Author(s): Henry G. Russell

Publication: Special Publication

Volume: 121

Issue:

Appears on pages(s): 1-20

Keywords: beams (supports); columns (supports); compressive strength; creep properties; deformation; high-strength concretes; modulus of elasticity; shrinkage; strains; Structural Research

Date: 11/1/1990

Abstract:
When high-strength concretes are used in high-rise buildings, long-span bridges, and offshore structures, special attention must be given to the dimensional changes that occur in the concrete members. For design purposes, the length changes are usually considered to consist of instantaneous shortening, shrinkage, and creep. Instantaneous shortening depends on stress level, cross-sectional dimensions of the member, and modulus of elasticity of steel and concrete at the age when the load is applied. Shrinkage deformations generally depend on type and proportions of concrete materials, quantity of water in the mix, size of member, amount of reinforcement, and environmental conditions. Creep deformations depend on concrete stress, size of member, amount of reinforcement, creep properties of concrete at different ages, and environmental conditions.
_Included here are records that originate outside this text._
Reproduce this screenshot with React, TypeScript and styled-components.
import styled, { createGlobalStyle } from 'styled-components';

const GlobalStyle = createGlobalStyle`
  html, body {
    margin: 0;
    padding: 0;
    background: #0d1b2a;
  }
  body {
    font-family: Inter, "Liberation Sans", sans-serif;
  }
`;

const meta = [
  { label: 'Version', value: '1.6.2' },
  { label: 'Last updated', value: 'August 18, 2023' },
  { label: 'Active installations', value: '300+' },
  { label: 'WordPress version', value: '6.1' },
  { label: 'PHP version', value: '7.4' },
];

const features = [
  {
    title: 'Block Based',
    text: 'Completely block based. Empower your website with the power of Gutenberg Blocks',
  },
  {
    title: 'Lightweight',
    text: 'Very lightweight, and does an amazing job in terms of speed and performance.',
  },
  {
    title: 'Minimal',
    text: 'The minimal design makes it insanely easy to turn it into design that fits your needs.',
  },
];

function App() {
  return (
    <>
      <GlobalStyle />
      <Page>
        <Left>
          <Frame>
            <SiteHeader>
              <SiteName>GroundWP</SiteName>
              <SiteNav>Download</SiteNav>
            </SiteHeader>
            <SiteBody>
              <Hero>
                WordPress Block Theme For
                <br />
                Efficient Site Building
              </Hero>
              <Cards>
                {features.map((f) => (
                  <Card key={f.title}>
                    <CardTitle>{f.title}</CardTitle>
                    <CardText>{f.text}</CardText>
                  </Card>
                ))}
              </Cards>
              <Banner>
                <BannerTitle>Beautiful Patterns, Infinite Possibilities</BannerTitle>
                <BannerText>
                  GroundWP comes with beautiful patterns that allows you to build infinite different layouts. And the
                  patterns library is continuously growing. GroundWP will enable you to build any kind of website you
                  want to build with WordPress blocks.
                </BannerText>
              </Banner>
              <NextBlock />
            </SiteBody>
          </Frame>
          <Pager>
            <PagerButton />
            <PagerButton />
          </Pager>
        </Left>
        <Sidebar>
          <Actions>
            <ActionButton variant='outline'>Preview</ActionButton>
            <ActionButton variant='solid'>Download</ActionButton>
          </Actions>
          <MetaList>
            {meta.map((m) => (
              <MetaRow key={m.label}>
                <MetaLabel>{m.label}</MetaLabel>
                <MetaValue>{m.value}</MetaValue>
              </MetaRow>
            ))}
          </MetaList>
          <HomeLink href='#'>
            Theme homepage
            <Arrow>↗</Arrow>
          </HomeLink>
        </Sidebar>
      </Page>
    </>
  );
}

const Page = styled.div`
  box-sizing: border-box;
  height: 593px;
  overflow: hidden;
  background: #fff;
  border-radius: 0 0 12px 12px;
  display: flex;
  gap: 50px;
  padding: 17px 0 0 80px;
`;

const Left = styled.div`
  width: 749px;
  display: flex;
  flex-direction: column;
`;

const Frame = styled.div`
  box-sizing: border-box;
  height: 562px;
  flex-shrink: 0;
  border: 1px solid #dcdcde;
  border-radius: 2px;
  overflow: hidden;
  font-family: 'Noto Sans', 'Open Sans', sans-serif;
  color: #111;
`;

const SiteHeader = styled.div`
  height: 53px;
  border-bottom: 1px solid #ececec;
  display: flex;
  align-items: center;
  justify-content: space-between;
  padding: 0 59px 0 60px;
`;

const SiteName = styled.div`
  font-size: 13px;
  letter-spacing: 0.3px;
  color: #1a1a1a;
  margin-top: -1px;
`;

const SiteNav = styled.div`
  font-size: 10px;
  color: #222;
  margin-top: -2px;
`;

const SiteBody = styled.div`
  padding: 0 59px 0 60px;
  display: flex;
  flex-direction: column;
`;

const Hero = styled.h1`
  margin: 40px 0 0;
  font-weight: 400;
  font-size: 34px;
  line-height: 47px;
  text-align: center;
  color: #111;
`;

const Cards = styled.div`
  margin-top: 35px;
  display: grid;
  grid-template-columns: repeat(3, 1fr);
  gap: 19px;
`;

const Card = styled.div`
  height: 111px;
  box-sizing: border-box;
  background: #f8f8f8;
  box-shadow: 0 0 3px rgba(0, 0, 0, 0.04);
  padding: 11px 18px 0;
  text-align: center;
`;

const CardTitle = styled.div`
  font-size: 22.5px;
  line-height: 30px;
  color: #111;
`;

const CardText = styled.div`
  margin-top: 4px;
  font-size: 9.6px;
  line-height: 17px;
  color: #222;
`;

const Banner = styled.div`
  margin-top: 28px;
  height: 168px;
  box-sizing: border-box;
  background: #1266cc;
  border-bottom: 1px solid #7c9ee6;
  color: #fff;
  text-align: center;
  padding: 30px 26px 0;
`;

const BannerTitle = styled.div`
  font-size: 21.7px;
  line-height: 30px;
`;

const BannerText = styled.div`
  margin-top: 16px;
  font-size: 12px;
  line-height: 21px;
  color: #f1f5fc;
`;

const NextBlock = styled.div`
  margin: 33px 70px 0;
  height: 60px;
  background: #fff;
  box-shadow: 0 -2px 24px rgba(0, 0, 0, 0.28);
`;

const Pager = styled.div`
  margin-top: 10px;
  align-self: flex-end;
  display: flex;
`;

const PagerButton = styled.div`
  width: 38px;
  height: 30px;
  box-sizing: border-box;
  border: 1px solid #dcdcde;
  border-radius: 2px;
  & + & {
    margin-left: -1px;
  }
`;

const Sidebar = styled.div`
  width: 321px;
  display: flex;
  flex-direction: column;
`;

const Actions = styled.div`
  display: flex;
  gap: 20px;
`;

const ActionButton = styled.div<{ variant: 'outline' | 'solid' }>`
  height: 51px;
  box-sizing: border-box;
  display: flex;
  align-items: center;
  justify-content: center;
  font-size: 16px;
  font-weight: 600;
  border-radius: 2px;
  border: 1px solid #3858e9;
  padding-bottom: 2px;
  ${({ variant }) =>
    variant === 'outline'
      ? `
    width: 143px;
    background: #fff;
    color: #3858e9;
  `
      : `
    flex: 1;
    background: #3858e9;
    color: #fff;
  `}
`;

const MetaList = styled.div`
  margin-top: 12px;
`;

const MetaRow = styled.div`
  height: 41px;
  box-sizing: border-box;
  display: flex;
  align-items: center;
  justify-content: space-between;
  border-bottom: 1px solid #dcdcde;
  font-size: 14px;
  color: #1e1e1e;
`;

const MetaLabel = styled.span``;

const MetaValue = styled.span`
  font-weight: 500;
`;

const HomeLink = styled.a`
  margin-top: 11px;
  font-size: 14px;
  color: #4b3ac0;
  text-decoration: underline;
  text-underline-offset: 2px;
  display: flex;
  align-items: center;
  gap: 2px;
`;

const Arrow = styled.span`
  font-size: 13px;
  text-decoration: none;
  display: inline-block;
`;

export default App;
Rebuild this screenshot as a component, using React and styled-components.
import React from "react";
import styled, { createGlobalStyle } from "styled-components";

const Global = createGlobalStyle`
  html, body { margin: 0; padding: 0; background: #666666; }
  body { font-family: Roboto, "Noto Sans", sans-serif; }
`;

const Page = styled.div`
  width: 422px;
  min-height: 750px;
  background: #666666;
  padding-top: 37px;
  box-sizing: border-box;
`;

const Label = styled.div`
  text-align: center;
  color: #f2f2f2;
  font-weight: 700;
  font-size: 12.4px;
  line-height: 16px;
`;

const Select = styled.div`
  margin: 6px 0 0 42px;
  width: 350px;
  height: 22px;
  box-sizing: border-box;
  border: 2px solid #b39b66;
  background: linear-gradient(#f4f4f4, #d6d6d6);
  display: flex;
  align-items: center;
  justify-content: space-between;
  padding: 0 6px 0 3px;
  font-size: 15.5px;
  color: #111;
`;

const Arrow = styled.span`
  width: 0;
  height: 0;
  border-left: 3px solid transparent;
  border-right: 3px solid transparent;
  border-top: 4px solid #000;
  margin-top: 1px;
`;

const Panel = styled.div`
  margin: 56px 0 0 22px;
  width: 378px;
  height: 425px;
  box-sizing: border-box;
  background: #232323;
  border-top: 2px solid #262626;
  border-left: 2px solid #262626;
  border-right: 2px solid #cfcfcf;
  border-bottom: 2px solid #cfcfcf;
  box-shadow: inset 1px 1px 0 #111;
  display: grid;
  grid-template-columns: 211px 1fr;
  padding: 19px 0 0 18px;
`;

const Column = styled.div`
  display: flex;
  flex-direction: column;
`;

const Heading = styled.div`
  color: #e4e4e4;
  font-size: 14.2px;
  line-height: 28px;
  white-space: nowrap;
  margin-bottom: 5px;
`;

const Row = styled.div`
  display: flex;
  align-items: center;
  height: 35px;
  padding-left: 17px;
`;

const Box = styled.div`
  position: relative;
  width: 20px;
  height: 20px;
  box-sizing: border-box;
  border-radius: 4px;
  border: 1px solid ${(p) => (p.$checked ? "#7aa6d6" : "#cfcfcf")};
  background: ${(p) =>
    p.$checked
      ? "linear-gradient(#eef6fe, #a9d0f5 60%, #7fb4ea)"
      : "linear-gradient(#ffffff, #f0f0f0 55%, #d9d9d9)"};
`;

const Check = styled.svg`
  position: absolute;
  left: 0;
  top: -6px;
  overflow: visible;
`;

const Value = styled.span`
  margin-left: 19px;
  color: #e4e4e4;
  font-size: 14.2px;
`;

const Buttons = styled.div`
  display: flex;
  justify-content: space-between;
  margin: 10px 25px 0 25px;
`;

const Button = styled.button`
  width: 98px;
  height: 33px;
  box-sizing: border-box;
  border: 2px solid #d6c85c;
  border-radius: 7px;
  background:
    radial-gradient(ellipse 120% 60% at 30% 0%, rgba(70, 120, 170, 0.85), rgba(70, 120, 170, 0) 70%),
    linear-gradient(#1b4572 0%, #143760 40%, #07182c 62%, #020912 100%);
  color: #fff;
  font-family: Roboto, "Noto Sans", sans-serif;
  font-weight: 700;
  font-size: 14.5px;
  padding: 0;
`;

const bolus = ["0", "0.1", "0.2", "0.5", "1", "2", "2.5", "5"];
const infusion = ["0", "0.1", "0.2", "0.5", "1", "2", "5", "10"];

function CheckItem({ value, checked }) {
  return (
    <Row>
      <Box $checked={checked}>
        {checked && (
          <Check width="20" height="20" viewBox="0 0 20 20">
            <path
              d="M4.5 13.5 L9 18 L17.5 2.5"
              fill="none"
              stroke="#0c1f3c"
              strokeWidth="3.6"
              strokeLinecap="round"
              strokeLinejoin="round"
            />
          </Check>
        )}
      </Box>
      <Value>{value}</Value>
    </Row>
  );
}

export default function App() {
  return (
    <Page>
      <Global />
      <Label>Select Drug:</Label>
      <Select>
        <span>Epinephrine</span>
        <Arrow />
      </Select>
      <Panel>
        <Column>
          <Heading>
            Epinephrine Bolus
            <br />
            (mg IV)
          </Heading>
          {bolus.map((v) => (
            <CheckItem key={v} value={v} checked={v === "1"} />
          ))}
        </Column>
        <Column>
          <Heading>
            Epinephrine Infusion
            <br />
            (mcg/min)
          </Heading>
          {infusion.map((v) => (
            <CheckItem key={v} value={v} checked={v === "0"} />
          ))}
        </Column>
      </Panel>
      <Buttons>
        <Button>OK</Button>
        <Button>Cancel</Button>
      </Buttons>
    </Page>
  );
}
In recent years, questions have been raised about the validity of methods for calculating deformations in high-strength concrete members and the in-place properties of high-strength concrete members. These properties include compressive strength, modulus of elasticity, shrinkage, and creep. This paper reviews existing state-of-the-art technology concerning instantaneous shortening, shrinkage, and creep of high-strength concrete members.